» **Task description**
Repeat exactly the lines of the entries below from the one with "What Svelte 5" through the one with "const max = 10;", both ends included, and nothing else.

» **Dataset excerpts**
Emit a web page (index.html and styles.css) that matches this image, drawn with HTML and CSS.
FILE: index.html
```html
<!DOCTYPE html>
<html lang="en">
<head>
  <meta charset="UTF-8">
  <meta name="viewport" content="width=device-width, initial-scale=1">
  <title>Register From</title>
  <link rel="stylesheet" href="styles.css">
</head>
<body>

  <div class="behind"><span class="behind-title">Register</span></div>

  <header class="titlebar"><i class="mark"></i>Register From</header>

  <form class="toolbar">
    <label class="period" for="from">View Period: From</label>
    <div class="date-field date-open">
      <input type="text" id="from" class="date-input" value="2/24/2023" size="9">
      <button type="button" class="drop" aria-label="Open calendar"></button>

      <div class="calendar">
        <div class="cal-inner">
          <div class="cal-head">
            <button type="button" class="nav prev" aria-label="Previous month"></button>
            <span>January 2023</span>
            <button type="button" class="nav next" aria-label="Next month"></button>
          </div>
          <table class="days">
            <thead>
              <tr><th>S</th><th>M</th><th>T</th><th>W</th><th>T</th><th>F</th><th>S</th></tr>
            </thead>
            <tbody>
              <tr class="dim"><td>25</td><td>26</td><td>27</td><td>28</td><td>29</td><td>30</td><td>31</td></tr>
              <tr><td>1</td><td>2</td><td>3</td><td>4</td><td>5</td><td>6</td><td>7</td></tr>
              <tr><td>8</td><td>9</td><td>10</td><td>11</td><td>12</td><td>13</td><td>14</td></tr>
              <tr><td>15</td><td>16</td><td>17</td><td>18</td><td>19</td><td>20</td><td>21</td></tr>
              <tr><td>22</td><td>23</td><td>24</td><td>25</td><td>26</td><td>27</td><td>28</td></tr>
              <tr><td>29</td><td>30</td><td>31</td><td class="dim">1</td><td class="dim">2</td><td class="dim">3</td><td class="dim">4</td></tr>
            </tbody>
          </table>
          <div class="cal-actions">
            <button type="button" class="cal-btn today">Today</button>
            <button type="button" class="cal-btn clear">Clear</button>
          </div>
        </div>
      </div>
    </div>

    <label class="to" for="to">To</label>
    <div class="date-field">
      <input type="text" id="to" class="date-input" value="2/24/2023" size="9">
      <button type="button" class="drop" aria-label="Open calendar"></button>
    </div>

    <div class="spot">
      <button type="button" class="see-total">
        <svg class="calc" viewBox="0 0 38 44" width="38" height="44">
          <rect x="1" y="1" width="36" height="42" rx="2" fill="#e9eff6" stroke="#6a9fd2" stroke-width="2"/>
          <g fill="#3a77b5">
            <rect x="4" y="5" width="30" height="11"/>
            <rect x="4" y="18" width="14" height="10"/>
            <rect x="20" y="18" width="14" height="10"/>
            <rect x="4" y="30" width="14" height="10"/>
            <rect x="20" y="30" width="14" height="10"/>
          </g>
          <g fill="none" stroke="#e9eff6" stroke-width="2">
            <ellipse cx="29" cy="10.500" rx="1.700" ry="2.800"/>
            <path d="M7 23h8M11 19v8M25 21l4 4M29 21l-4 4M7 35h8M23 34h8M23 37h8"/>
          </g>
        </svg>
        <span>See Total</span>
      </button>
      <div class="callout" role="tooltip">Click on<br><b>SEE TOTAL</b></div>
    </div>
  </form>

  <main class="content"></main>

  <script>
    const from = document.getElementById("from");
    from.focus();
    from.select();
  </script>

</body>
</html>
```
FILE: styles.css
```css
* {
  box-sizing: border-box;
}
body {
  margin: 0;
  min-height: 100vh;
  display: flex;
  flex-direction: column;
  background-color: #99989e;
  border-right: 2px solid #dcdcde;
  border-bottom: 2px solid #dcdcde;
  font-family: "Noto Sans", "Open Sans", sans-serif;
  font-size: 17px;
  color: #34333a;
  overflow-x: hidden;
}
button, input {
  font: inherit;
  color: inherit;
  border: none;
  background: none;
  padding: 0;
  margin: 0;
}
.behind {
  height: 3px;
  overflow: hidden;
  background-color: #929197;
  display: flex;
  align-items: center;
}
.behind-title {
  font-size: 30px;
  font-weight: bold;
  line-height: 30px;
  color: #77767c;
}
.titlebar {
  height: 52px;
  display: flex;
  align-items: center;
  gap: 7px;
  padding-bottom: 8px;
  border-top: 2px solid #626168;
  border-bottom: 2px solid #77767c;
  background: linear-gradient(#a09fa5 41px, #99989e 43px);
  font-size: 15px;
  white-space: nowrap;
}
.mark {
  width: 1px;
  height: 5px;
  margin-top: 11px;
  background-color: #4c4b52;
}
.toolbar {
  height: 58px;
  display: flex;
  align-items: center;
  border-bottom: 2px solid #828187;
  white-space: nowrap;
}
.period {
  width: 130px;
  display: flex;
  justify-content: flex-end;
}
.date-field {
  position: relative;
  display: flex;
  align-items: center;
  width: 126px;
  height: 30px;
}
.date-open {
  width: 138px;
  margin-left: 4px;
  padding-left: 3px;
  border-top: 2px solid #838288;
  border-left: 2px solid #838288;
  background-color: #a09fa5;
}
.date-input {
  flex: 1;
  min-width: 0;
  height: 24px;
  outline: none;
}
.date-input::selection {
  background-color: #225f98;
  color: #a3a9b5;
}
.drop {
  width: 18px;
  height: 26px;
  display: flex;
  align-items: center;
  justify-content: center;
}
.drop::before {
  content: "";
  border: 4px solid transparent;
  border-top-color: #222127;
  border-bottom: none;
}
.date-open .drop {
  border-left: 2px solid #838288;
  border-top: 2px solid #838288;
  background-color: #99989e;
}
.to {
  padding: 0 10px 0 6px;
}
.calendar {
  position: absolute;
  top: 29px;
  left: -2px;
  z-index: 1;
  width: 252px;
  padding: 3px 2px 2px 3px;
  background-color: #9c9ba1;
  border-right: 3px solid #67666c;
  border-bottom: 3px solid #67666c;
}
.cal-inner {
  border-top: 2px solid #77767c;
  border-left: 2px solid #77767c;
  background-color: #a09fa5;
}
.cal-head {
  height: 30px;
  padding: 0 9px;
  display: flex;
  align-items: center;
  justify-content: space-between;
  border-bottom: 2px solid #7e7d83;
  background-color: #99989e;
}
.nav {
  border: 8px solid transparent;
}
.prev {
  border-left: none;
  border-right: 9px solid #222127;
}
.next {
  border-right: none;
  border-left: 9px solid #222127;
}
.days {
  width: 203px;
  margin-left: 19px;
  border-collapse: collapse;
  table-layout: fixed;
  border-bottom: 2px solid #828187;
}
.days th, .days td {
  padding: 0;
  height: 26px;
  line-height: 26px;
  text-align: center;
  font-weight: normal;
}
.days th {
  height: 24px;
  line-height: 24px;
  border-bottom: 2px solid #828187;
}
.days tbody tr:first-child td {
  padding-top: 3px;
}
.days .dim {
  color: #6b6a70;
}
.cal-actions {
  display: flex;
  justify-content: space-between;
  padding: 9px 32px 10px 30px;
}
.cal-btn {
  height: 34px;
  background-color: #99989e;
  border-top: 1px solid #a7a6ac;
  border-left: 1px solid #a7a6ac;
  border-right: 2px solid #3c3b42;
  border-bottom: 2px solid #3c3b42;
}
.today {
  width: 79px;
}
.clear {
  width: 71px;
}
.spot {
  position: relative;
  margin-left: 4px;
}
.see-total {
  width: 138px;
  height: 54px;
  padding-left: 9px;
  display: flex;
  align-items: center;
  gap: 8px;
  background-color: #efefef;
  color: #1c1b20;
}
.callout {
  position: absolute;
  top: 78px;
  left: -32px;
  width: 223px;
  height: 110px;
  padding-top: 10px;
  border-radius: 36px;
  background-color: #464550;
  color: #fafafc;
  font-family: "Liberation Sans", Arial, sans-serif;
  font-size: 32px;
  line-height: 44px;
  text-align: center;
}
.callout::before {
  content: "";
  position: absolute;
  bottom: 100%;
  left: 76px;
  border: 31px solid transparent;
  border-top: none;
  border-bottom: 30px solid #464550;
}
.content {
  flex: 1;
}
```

---

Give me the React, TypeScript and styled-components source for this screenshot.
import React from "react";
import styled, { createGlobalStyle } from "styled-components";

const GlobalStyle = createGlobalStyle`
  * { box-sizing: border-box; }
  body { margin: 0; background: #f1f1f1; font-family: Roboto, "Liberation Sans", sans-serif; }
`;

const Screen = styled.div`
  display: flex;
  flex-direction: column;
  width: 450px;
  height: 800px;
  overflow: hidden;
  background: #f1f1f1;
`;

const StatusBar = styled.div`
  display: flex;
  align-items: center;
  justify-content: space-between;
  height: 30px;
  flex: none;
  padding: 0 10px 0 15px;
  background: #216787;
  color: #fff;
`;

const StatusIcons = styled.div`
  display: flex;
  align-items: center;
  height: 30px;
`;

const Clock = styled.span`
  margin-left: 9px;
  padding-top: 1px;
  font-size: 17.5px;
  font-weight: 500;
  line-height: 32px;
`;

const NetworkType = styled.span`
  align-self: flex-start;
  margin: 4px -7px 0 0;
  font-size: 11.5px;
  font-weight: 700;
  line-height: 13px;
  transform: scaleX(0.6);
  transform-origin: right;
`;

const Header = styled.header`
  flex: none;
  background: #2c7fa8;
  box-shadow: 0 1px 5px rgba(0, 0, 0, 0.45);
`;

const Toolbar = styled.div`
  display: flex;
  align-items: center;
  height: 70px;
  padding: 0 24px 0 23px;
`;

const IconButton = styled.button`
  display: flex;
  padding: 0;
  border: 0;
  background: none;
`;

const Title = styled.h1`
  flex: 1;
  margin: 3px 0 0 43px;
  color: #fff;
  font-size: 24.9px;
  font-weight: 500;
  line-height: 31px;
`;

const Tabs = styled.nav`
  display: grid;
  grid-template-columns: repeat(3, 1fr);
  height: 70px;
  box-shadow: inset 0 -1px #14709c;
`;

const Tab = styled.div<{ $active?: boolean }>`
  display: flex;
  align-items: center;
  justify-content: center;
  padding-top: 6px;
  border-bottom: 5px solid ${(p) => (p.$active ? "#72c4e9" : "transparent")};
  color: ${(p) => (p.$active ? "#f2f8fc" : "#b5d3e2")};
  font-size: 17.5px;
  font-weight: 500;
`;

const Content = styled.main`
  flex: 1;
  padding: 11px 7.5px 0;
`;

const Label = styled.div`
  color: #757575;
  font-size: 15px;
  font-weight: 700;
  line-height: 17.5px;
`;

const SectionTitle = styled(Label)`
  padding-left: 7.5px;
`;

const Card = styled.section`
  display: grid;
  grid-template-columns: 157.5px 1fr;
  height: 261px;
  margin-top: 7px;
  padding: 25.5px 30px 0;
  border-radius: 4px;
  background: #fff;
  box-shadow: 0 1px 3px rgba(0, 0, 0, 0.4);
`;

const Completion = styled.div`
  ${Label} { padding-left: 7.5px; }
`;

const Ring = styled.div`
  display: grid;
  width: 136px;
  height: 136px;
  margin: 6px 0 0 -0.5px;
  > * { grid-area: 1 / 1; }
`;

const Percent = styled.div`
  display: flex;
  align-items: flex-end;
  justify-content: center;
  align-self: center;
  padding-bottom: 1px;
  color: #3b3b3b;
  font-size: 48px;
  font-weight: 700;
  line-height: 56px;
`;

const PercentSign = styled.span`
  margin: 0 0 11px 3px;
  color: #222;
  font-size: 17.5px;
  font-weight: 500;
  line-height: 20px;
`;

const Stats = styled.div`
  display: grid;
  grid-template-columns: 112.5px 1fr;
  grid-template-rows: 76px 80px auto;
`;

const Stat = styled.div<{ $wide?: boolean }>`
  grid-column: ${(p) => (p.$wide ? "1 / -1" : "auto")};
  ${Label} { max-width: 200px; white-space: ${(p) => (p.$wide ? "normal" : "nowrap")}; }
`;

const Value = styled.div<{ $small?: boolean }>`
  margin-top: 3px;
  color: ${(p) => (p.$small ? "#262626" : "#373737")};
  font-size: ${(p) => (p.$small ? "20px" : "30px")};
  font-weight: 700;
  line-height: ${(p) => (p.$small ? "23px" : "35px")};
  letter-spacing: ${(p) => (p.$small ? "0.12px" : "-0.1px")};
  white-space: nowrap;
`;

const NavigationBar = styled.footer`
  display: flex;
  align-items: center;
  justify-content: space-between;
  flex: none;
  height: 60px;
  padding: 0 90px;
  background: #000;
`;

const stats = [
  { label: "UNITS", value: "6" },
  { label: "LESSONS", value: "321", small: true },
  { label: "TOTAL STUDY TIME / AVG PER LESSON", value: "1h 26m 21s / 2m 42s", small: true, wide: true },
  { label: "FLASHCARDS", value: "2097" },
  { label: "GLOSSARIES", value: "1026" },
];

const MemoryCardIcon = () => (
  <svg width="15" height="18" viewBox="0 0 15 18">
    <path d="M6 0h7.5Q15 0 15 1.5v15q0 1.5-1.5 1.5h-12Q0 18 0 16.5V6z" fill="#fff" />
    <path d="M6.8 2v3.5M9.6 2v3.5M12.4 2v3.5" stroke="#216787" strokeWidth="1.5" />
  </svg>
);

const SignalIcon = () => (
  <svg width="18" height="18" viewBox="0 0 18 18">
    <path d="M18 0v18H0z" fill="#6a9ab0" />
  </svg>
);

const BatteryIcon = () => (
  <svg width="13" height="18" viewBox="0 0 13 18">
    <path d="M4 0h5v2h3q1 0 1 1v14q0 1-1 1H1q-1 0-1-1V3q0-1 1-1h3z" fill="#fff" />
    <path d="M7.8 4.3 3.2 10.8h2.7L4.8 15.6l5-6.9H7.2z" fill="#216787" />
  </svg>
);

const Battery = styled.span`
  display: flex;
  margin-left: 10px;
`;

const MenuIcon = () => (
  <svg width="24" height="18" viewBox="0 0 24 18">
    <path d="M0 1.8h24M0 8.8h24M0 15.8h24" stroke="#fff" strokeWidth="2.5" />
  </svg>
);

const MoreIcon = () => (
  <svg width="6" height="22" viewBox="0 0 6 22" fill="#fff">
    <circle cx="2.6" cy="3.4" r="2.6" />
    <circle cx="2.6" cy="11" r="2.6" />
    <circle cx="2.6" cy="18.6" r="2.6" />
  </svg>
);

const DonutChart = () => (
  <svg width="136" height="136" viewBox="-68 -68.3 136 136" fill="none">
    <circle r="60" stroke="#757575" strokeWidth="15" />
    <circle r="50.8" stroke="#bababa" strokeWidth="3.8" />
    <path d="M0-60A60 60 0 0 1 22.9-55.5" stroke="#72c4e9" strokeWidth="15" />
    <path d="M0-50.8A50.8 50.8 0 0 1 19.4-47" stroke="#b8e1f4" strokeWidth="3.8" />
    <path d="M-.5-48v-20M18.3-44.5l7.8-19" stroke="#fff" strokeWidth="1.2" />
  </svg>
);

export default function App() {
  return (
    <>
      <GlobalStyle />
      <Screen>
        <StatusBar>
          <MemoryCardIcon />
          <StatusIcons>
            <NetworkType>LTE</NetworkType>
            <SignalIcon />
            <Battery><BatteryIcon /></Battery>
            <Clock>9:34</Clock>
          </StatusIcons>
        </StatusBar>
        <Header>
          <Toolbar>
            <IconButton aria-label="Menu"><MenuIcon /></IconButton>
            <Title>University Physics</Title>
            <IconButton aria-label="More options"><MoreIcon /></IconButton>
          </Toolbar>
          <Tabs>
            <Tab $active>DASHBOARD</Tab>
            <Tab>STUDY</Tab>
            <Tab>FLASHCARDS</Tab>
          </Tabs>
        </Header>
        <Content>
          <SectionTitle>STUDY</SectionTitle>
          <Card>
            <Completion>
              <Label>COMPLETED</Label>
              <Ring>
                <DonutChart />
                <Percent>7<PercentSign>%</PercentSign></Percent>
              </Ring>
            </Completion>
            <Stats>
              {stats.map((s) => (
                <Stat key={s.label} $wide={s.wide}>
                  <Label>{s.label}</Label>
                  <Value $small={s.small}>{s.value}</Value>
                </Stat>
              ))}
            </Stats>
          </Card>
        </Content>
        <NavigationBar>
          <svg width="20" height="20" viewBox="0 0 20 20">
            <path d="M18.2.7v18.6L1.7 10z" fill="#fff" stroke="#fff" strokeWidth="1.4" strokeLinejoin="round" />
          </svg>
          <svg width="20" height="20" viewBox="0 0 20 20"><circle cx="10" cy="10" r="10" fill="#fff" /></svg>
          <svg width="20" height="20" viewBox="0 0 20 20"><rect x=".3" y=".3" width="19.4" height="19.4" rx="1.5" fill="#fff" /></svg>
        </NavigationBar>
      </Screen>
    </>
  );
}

* * *

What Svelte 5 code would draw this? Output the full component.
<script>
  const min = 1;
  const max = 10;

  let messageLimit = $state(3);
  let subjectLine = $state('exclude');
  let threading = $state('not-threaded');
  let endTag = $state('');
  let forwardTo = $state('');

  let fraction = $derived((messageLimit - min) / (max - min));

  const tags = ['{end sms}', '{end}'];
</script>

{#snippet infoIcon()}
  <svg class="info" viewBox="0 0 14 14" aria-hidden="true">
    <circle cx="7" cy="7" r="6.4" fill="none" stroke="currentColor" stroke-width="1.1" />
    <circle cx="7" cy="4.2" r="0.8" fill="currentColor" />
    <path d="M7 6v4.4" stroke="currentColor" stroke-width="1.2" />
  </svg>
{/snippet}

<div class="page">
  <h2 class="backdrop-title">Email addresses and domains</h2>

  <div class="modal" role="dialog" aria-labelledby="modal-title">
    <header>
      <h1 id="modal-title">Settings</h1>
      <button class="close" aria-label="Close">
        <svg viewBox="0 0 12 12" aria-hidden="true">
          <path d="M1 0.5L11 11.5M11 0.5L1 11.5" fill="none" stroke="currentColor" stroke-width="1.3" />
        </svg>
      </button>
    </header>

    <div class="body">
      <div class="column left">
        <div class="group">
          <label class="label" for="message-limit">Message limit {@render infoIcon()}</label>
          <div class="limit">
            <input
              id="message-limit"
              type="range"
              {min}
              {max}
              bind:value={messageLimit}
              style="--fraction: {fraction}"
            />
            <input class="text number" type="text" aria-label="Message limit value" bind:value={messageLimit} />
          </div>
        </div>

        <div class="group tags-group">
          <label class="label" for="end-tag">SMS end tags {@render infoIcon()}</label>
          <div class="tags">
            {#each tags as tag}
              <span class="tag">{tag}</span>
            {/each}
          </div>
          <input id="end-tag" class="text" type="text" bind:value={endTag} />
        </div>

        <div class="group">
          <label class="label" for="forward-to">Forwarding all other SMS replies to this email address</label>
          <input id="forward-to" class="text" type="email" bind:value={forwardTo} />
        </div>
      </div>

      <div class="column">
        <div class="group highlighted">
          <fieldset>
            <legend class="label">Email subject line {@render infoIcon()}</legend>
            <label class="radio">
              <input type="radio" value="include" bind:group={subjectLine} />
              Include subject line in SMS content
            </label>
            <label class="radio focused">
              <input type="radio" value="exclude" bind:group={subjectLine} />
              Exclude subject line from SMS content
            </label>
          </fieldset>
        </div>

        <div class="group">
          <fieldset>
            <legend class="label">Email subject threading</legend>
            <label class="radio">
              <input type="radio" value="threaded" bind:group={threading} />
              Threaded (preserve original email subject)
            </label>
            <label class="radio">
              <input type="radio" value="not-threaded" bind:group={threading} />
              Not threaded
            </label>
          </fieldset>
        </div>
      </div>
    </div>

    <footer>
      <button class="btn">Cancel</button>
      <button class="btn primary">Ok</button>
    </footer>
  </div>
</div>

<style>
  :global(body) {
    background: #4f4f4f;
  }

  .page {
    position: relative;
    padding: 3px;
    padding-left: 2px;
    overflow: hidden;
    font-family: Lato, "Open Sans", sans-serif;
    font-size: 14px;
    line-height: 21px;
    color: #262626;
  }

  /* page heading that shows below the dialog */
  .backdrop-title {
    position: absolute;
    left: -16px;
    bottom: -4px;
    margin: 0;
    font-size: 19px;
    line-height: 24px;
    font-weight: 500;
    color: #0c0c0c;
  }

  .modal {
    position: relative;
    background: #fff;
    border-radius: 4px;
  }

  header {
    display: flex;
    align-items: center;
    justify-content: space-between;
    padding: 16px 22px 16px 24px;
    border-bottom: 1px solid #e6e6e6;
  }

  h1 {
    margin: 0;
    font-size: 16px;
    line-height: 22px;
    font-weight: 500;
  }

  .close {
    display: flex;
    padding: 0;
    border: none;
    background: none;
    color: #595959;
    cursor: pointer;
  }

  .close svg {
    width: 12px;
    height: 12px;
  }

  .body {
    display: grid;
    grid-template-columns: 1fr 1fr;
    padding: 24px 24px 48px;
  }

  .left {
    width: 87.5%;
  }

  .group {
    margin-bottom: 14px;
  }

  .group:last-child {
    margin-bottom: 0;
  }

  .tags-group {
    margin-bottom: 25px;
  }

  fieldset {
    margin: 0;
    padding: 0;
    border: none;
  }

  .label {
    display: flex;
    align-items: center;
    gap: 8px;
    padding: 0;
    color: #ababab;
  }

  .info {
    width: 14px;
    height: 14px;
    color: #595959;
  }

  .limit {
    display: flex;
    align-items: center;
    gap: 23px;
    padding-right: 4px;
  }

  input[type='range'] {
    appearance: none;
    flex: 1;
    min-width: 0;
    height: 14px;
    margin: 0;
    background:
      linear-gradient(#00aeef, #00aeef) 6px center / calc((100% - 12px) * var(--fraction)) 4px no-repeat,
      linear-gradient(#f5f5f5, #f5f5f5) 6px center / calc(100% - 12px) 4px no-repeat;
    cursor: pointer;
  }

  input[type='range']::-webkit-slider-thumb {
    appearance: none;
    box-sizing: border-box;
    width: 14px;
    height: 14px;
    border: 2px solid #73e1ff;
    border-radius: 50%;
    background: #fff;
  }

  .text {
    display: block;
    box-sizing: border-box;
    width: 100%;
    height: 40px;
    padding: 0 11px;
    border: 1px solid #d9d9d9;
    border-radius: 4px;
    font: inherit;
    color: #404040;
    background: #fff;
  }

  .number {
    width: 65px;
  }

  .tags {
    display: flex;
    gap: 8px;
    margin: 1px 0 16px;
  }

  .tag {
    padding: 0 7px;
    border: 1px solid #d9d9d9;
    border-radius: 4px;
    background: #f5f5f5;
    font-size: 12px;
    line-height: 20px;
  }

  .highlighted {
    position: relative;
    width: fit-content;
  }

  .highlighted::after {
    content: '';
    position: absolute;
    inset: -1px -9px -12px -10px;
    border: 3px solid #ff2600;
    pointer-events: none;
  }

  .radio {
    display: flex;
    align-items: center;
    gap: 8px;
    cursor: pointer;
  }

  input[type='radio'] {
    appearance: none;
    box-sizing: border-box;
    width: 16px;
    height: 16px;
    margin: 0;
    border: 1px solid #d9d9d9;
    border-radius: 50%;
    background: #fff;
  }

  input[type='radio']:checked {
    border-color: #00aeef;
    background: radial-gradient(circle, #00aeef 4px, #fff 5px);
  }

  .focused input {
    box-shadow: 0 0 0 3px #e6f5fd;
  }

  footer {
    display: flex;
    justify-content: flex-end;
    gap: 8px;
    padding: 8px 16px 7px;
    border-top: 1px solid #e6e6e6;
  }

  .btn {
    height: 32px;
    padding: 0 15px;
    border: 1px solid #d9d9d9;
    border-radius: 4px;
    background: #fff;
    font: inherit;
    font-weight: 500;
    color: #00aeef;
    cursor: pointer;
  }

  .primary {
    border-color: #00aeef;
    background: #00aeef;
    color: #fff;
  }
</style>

» **Written response**
What Svelte 5 code would draw this? Output the full component.
<script>
  const min = 1;
  const max = 10;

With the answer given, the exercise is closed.